> [Exercise directions]: Nothing but the lines from the line with "Recreate this image" to the line with "border-t-white border-l-white border-r-black", both included, is to be repeated, and those exactly. Leave out the pictures.

** Begin Entries provided **

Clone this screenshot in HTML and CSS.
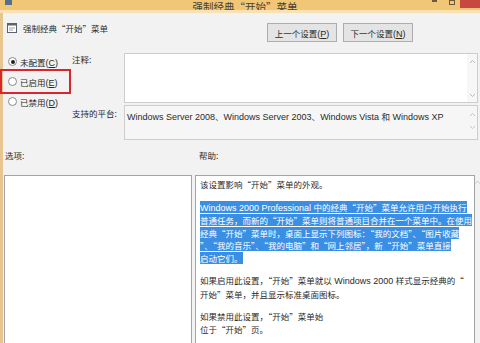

** End Entries provided **
** Begin Entries provided **

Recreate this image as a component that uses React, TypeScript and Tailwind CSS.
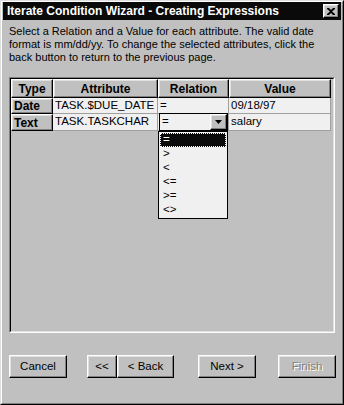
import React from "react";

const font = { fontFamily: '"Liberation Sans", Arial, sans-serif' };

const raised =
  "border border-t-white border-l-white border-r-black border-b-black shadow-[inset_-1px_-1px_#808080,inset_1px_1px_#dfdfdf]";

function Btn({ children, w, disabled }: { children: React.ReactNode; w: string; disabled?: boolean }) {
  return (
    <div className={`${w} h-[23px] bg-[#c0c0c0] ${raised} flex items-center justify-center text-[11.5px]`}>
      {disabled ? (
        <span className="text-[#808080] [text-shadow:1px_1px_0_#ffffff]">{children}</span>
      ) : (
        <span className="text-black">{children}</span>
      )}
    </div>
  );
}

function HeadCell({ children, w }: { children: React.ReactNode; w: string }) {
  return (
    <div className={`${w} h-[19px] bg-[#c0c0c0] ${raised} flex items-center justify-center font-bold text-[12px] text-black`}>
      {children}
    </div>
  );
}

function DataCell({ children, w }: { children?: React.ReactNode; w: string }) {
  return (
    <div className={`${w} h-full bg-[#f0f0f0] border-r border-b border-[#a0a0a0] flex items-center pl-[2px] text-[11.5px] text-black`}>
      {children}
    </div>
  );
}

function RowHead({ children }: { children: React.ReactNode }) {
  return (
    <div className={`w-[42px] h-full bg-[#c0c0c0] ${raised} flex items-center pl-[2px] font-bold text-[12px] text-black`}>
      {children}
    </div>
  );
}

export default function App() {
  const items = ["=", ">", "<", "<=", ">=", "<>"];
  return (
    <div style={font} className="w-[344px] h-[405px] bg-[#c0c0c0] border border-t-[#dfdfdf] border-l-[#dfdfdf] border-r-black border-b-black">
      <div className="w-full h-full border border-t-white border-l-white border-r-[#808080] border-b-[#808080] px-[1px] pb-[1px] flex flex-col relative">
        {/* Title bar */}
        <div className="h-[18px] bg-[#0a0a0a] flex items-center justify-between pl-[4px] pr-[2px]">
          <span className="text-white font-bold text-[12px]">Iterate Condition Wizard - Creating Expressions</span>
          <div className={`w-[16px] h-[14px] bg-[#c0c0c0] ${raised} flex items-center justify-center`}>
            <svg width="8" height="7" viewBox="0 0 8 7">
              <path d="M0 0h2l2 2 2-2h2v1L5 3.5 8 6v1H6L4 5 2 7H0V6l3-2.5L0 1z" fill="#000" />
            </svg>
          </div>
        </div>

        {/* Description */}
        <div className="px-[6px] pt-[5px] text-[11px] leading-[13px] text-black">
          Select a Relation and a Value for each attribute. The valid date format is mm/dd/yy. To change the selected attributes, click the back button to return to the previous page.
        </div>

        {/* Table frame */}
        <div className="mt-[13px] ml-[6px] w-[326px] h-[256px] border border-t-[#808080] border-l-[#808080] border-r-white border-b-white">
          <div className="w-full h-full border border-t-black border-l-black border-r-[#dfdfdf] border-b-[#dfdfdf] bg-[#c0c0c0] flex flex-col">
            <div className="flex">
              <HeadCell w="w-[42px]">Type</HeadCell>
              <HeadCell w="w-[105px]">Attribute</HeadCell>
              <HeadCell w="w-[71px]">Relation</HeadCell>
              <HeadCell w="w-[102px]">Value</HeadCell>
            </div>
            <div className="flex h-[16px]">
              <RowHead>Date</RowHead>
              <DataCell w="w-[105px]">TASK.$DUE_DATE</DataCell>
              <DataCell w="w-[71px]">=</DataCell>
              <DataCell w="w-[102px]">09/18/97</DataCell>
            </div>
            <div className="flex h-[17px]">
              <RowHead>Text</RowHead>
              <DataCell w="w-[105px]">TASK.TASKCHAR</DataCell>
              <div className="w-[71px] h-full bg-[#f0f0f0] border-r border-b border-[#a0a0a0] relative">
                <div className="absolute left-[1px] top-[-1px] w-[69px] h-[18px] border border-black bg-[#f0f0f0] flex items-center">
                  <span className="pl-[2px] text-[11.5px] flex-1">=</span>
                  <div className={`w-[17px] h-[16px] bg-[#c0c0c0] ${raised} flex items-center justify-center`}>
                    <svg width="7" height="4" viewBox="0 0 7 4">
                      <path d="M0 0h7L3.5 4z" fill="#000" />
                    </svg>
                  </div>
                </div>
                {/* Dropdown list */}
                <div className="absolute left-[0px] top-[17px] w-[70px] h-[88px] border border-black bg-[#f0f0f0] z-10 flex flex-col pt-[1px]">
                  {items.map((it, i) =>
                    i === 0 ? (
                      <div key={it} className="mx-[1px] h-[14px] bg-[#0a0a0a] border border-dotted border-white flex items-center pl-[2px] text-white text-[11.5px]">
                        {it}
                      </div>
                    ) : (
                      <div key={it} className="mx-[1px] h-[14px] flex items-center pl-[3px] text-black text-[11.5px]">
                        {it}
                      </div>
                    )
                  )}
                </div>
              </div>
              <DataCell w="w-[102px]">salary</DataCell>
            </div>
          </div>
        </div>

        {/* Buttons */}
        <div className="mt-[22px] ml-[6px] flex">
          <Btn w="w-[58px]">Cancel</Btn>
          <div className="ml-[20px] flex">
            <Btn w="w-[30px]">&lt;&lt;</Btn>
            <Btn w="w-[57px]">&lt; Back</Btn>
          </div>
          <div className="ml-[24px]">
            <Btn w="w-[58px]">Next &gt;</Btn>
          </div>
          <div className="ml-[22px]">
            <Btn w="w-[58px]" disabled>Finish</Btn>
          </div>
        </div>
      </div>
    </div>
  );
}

** End Entries provided **
** Begin Entries provided **

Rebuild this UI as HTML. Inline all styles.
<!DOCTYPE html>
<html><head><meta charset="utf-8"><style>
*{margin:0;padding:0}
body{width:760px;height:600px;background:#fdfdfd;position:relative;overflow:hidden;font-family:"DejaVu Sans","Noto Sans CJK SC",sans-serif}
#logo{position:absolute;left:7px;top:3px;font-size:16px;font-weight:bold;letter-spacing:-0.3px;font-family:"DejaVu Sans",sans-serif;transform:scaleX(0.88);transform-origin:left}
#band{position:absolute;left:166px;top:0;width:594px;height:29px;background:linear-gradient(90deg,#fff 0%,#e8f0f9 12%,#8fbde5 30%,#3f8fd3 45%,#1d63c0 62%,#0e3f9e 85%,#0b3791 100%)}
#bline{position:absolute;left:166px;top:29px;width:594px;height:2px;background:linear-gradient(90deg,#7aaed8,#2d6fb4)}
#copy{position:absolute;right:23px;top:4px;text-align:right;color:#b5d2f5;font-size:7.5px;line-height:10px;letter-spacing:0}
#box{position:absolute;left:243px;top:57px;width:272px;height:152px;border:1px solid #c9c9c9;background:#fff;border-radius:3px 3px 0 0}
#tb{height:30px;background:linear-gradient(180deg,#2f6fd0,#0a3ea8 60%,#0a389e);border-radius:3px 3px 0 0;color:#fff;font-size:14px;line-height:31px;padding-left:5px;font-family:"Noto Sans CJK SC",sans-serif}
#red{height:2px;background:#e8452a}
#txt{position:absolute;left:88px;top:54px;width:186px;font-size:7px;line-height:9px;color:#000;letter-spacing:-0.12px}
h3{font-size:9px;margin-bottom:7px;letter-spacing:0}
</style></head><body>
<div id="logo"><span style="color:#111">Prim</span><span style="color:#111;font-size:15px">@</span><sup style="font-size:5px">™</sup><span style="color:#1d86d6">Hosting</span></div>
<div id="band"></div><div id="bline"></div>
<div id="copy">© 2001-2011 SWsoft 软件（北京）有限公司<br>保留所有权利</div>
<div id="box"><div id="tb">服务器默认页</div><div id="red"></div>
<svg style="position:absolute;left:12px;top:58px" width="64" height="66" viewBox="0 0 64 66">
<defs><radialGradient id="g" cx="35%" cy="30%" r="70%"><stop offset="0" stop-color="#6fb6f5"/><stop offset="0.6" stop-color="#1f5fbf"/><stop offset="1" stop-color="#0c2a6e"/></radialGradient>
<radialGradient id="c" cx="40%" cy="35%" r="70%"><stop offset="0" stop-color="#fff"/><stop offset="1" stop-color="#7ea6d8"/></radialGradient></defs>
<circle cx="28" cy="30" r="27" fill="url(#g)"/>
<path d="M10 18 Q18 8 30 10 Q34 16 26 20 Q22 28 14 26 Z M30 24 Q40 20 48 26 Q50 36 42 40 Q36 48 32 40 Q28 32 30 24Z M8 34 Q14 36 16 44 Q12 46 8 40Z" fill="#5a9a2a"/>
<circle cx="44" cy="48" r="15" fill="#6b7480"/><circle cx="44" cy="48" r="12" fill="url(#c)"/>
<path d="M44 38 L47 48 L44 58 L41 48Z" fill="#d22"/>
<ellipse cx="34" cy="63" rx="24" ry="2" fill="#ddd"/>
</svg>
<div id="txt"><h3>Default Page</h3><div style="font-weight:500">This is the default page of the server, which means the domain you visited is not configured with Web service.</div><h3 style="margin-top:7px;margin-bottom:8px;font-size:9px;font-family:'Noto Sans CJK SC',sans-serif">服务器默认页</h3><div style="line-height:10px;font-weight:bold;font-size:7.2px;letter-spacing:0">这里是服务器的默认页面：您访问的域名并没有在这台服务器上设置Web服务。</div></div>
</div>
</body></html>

** End Entries provided **

> [Reply]:
Recreate this image as a component that uses React, TypeScript and Tailwind CSS.
import React from "react";

const font = { fontFamily: '"Liberation Sans", Arial, sans-serif' };

const raised =
  "border border-t-white border-l-white border-r-black border-b-black shadow-[inset_-1px_-1px_#808080,inset_1px_1px_#dfdfdf]";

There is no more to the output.